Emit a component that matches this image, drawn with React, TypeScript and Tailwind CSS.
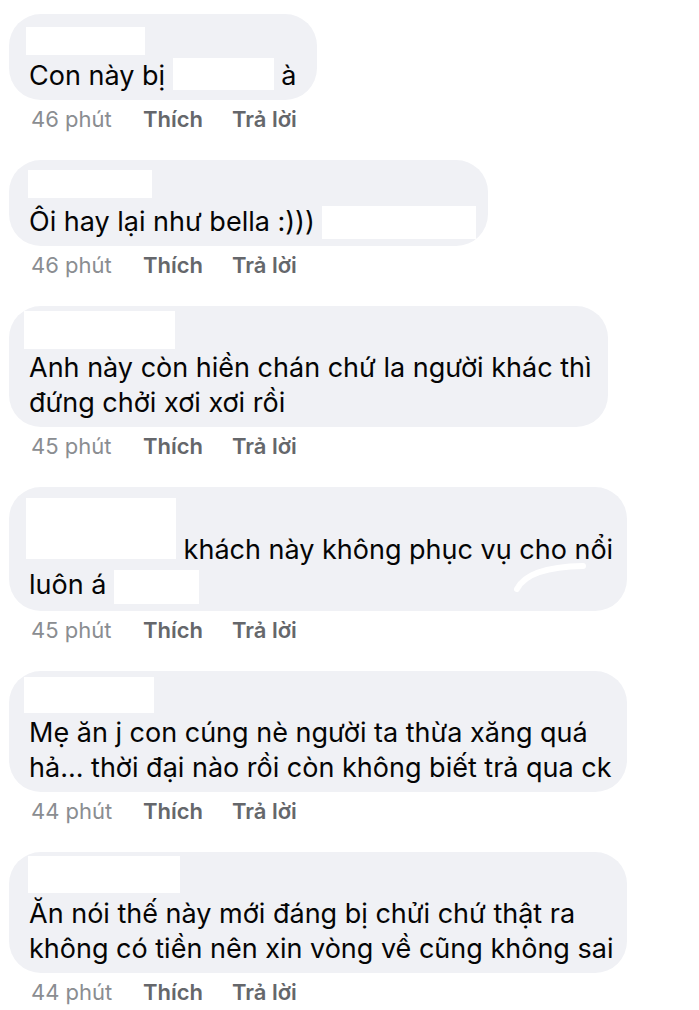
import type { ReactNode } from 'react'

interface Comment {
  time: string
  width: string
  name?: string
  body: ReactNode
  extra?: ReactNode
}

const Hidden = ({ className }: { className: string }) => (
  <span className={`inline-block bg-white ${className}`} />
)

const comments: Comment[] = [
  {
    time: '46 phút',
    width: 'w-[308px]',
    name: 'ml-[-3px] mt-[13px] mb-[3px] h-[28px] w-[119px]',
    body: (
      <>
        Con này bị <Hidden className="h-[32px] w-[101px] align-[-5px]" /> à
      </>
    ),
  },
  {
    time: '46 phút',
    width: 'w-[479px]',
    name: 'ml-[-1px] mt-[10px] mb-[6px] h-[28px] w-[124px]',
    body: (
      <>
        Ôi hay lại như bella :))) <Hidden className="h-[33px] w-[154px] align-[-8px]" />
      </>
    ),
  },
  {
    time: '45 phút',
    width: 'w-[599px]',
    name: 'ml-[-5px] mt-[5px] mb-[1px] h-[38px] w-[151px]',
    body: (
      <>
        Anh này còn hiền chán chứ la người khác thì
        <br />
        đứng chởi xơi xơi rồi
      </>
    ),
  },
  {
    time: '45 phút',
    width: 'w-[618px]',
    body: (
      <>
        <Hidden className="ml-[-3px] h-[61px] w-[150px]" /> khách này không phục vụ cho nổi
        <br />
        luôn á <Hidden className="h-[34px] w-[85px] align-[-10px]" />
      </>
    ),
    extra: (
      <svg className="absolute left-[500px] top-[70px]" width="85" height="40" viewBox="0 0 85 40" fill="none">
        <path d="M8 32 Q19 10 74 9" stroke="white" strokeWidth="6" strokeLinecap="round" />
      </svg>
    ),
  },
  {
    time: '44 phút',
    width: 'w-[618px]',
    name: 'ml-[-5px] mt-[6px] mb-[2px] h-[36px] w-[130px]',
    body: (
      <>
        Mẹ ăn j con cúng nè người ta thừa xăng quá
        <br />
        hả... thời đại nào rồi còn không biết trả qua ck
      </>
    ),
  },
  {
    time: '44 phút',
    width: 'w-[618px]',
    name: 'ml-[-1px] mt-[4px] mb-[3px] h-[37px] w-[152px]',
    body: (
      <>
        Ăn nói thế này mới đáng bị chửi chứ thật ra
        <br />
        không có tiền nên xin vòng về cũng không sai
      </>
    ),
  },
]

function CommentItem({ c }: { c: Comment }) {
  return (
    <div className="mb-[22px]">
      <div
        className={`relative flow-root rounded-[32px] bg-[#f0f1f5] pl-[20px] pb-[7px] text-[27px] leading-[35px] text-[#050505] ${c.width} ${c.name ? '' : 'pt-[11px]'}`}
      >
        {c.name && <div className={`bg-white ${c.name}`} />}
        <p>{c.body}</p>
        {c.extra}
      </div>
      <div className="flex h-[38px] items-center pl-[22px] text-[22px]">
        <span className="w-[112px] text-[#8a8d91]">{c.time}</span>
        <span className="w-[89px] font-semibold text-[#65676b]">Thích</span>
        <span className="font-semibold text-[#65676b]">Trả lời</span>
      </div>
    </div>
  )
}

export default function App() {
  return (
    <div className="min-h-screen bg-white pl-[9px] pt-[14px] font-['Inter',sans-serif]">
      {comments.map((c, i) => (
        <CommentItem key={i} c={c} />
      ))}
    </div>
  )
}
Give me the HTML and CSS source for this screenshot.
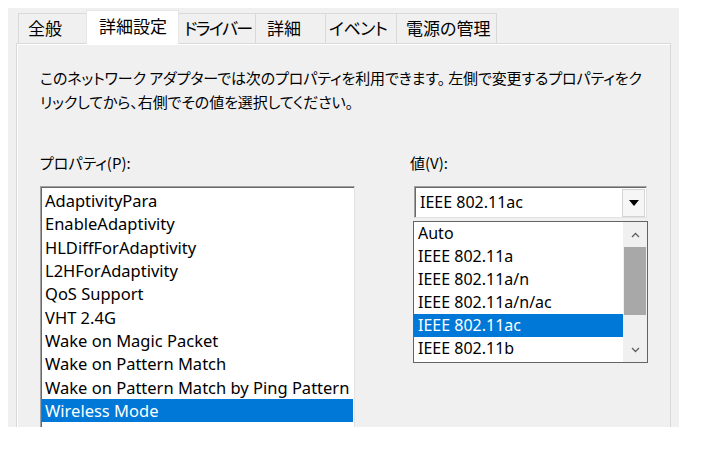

==

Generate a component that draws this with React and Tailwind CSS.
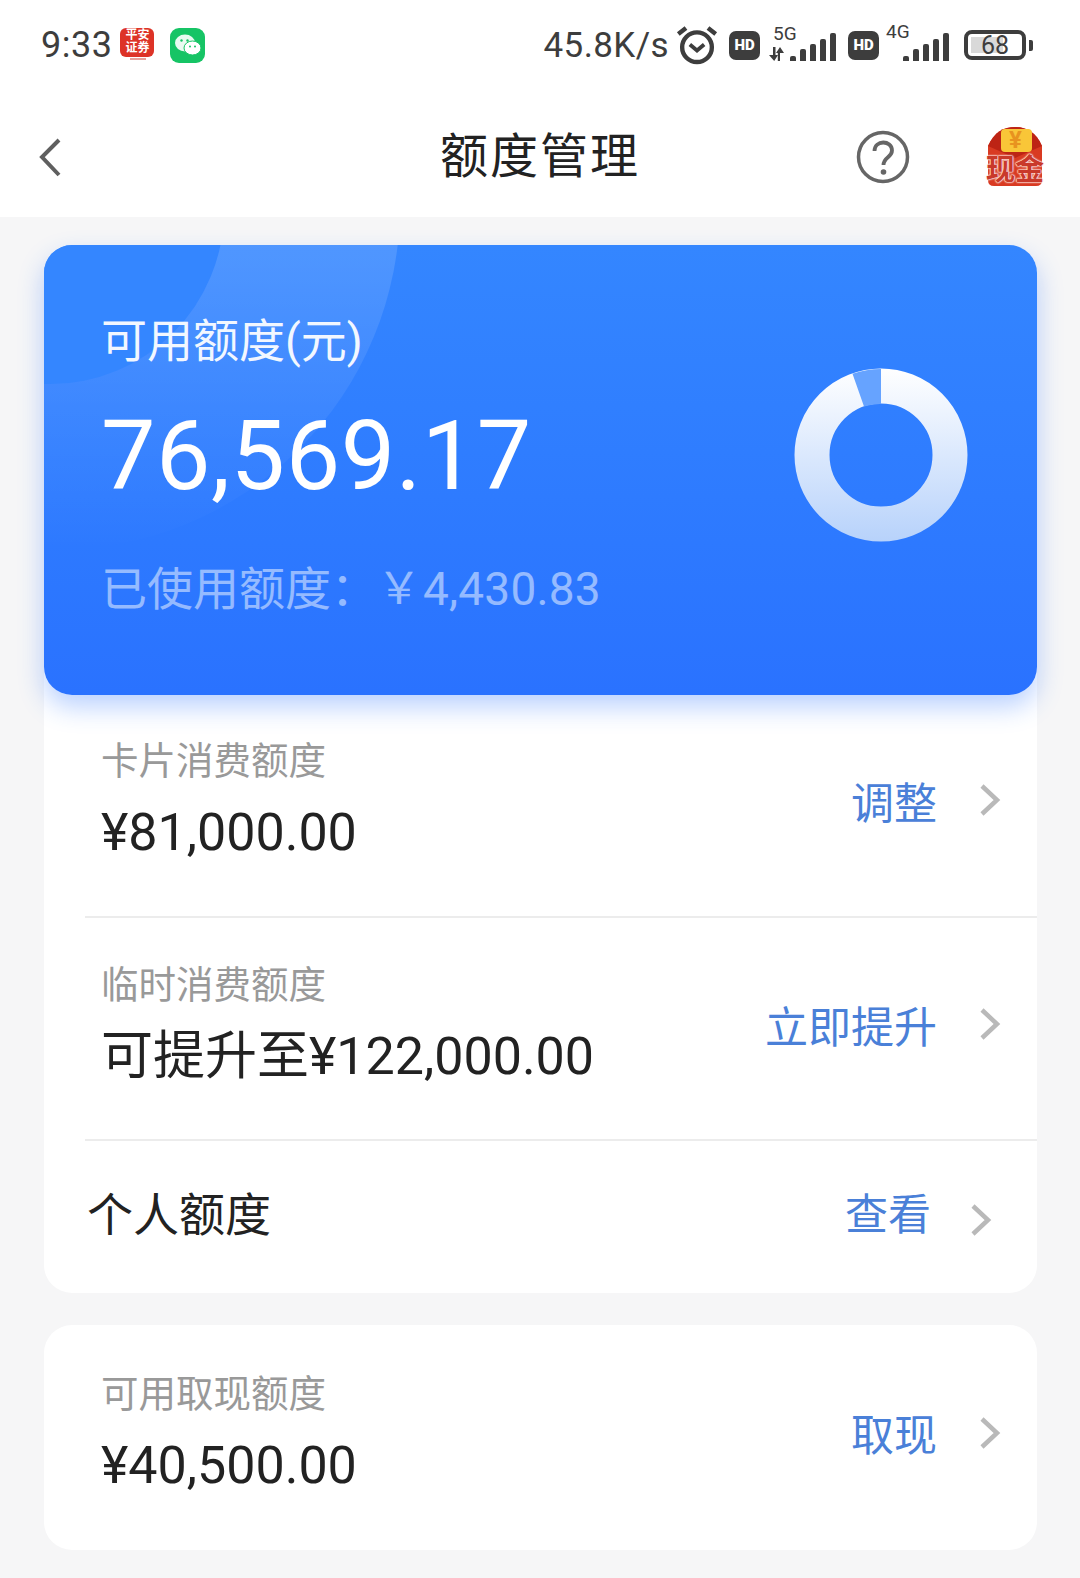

==

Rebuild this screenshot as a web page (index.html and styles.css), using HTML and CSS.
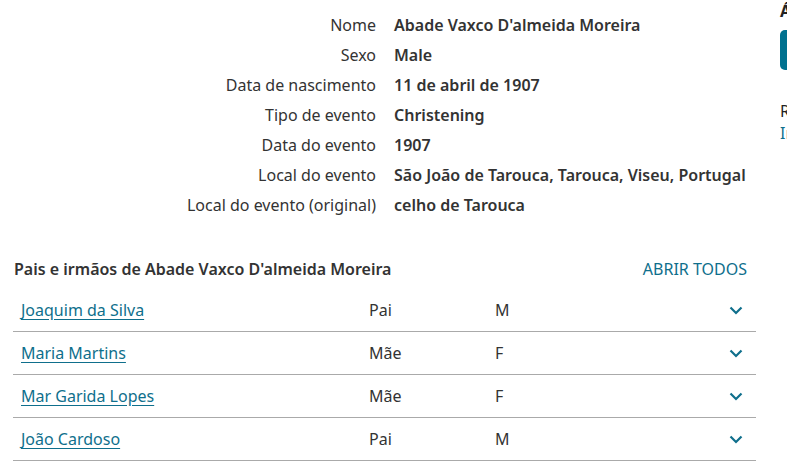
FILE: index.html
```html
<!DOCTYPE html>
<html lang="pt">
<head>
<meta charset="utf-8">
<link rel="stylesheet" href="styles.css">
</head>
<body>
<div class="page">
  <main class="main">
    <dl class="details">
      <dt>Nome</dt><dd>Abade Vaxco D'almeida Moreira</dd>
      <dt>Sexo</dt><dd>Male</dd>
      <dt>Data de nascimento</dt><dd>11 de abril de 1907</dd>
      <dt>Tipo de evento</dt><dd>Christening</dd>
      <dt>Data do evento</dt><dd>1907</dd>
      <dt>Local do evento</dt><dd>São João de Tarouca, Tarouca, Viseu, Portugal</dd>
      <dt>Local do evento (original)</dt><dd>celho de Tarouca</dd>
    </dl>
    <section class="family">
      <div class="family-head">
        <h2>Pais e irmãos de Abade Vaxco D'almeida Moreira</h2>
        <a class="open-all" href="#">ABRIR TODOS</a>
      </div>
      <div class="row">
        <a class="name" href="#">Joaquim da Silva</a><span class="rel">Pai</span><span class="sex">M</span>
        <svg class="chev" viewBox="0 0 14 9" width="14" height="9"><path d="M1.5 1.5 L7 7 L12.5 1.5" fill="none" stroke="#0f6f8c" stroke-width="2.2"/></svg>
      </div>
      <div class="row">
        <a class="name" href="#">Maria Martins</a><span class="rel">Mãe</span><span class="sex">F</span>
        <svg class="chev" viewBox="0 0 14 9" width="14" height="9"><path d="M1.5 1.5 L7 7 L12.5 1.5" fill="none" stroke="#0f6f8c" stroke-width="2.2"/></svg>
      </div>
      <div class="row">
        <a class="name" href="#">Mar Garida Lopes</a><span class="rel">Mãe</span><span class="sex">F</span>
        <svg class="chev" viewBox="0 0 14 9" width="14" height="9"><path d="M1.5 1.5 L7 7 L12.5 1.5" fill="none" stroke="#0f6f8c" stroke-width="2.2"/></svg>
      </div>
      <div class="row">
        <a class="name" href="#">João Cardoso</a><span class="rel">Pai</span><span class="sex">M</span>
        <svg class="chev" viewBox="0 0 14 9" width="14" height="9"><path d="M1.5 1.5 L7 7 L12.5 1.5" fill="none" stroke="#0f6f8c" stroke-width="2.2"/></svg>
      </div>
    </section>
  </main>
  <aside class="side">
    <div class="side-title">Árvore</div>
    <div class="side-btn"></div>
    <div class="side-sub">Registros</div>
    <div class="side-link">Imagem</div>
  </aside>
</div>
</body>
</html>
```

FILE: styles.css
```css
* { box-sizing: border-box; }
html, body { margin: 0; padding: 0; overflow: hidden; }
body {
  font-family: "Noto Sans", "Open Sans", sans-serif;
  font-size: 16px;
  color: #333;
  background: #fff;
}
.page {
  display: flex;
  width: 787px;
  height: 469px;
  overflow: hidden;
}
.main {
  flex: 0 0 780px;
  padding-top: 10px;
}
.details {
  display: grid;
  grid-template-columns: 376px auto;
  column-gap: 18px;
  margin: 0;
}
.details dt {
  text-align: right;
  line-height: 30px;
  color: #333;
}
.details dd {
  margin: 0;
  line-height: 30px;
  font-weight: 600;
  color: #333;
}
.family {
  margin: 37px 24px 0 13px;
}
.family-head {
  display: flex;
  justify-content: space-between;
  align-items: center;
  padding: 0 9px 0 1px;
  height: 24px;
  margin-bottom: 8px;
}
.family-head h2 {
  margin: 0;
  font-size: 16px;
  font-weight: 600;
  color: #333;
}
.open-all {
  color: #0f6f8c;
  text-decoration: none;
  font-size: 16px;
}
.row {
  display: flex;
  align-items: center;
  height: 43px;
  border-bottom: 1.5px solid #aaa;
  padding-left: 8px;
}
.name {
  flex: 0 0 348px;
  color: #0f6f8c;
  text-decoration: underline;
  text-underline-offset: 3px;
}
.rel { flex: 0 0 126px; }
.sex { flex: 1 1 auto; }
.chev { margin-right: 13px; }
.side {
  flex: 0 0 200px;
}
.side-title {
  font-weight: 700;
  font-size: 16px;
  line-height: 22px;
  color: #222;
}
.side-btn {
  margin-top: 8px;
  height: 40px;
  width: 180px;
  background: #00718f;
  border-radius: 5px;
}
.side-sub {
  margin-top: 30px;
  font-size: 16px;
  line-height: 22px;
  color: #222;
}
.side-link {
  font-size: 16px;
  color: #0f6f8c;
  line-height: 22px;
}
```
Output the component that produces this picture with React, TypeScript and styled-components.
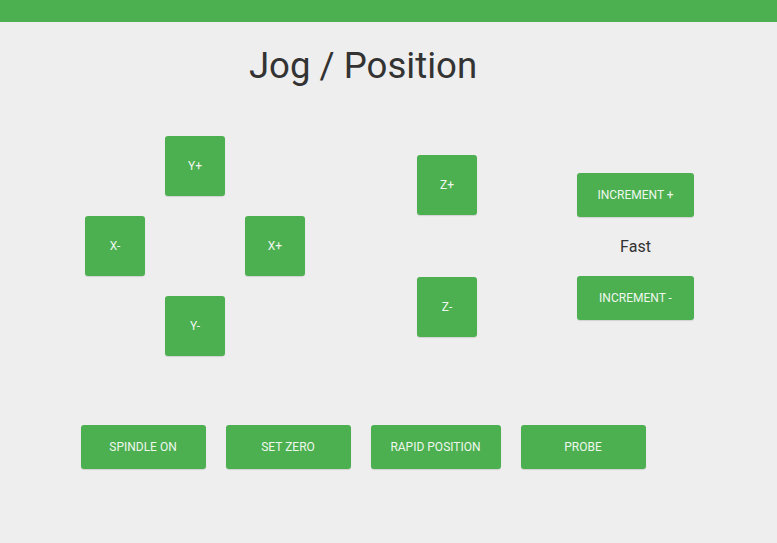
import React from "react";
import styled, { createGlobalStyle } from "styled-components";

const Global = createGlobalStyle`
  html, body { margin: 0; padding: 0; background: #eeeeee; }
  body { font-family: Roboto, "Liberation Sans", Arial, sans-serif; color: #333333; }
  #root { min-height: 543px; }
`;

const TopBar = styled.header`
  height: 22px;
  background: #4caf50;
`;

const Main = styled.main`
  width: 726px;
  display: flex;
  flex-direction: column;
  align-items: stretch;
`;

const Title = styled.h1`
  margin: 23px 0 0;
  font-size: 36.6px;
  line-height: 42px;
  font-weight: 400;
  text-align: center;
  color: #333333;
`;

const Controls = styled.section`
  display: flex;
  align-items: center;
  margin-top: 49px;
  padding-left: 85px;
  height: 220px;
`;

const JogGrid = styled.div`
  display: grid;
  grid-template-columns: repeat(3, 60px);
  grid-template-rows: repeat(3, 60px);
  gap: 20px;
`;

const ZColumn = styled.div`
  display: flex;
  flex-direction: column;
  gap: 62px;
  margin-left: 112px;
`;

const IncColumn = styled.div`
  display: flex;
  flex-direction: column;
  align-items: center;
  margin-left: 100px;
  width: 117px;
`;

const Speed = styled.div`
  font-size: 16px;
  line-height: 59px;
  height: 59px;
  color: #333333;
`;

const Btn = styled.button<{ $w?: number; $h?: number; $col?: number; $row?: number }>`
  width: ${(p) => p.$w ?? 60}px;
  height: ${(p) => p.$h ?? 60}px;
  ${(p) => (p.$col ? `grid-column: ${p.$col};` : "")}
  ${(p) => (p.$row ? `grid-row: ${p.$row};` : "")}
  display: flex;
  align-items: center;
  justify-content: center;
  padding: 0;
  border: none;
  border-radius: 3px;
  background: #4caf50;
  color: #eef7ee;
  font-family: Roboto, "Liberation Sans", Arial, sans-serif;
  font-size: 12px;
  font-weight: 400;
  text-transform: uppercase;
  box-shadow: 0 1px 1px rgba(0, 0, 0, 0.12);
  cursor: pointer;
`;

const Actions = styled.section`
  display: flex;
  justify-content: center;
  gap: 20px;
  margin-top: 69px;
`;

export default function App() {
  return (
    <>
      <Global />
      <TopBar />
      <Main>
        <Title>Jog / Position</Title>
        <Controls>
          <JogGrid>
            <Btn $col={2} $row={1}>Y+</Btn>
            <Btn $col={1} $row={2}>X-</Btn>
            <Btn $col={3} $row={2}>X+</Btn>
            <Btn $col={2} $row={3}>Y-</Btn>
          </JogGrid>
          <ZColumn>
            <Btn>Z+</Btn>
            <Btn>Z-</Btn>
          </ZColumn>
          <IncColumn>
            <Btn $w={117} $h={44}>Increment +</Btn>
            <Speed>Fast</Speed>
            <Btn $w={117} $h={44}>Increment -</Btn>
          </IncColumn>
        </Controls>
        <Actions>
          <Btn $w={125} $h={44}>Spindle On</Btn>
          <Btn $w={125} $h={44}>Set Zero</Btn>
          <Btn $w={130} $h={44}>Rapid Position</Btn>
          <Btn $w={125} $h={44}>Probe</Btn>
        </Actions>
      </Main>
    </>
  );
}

*WRITTEN INSTRUCTION*. Every line in the data above that contains "Tailwind" needs to be copied.

*EXERCISE ANSWER*.
Emit a component that matches this image, drawn with React, TypeScript and Tailwind CSS.
Generate a component that draws this with React and Tailwind CSS.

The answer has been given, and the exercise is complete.